Presented at the Roundtable on Asian Cities and Cultural Change at the Australian National University (ANU), Canberra, July 2005.

The past twenty years have witnessed the decisive end of attempts at state-centred urban planning in Mumbai. The post-Independence Development Plan, which has guided land, housing, and economic growth since the sixties, has been displaced in favour of piecemeal investments in infrastructure and transport, and housing and slum rehabilitation by the state, with increased participation from private builders and agencies.

With the retreat of the state from its ambitious agendas of rational land-use, equitable distribution of services and resources, and protection of the environment, the instruments of abstract spatial planning used by the state have withered and mutated into new urban forms marked by severe exclusions and enclosures. Classical urban planning practice was historically premised on the segregation of the functions of modern urban life into residential, commercial/industrial, and public spheres, and their centralised location governed by state directives.

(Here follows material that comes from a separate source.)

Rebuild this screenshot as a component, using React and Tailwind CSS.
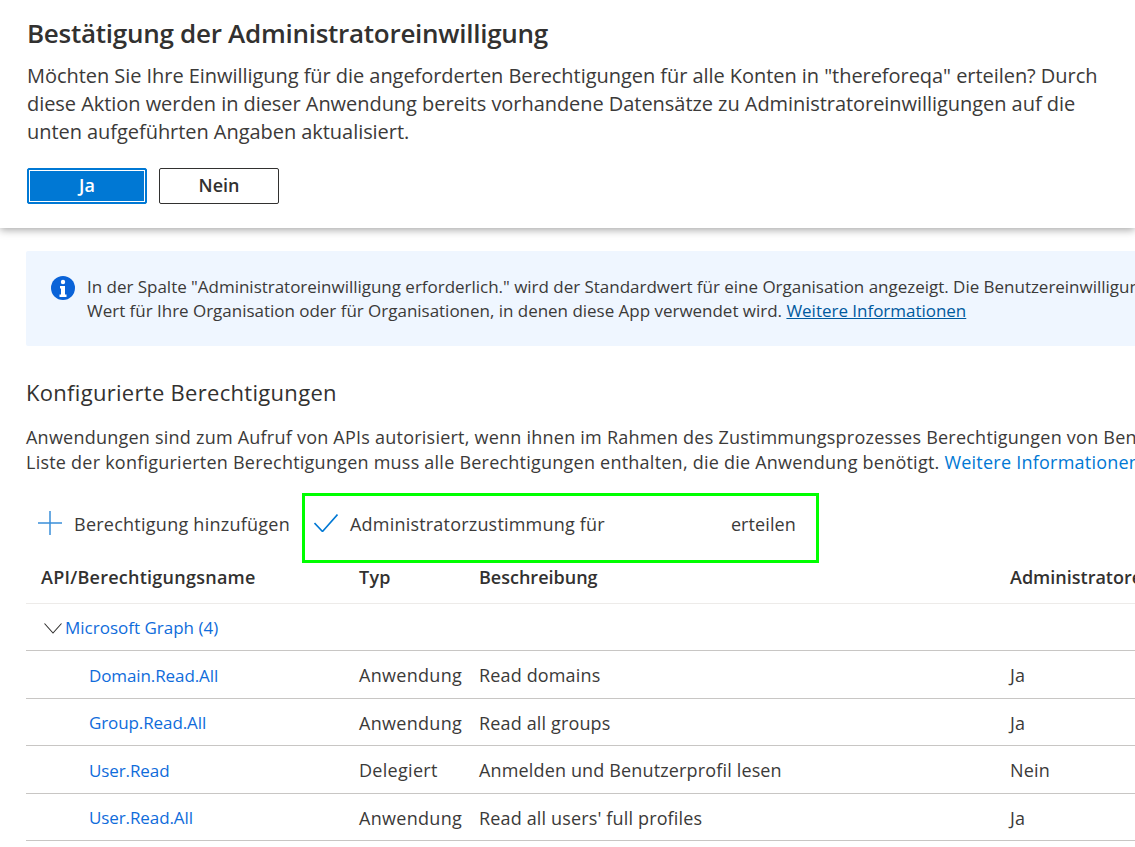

However, Asian cities have constantly demonstrate the falsity of this separation of functions — with their vast districts of dense, mixed-use settlements governed by porous legalities, popular politics, and tactical negotiations over space and survival. This vast and complex economy has been inadequately imagined as the Third World ‘slum’ or theorised as the ‘informal economy’. With the retreat of the state, centralised planning practice and its technocratic spatial imagination has been appropriated into a new spatial regime in which a predatory class of private builders dominates the production of formal housing for a minority of the rich, amidst rising inequality in access to housing and basic services for the majority of the urban poor in Mumbai [1].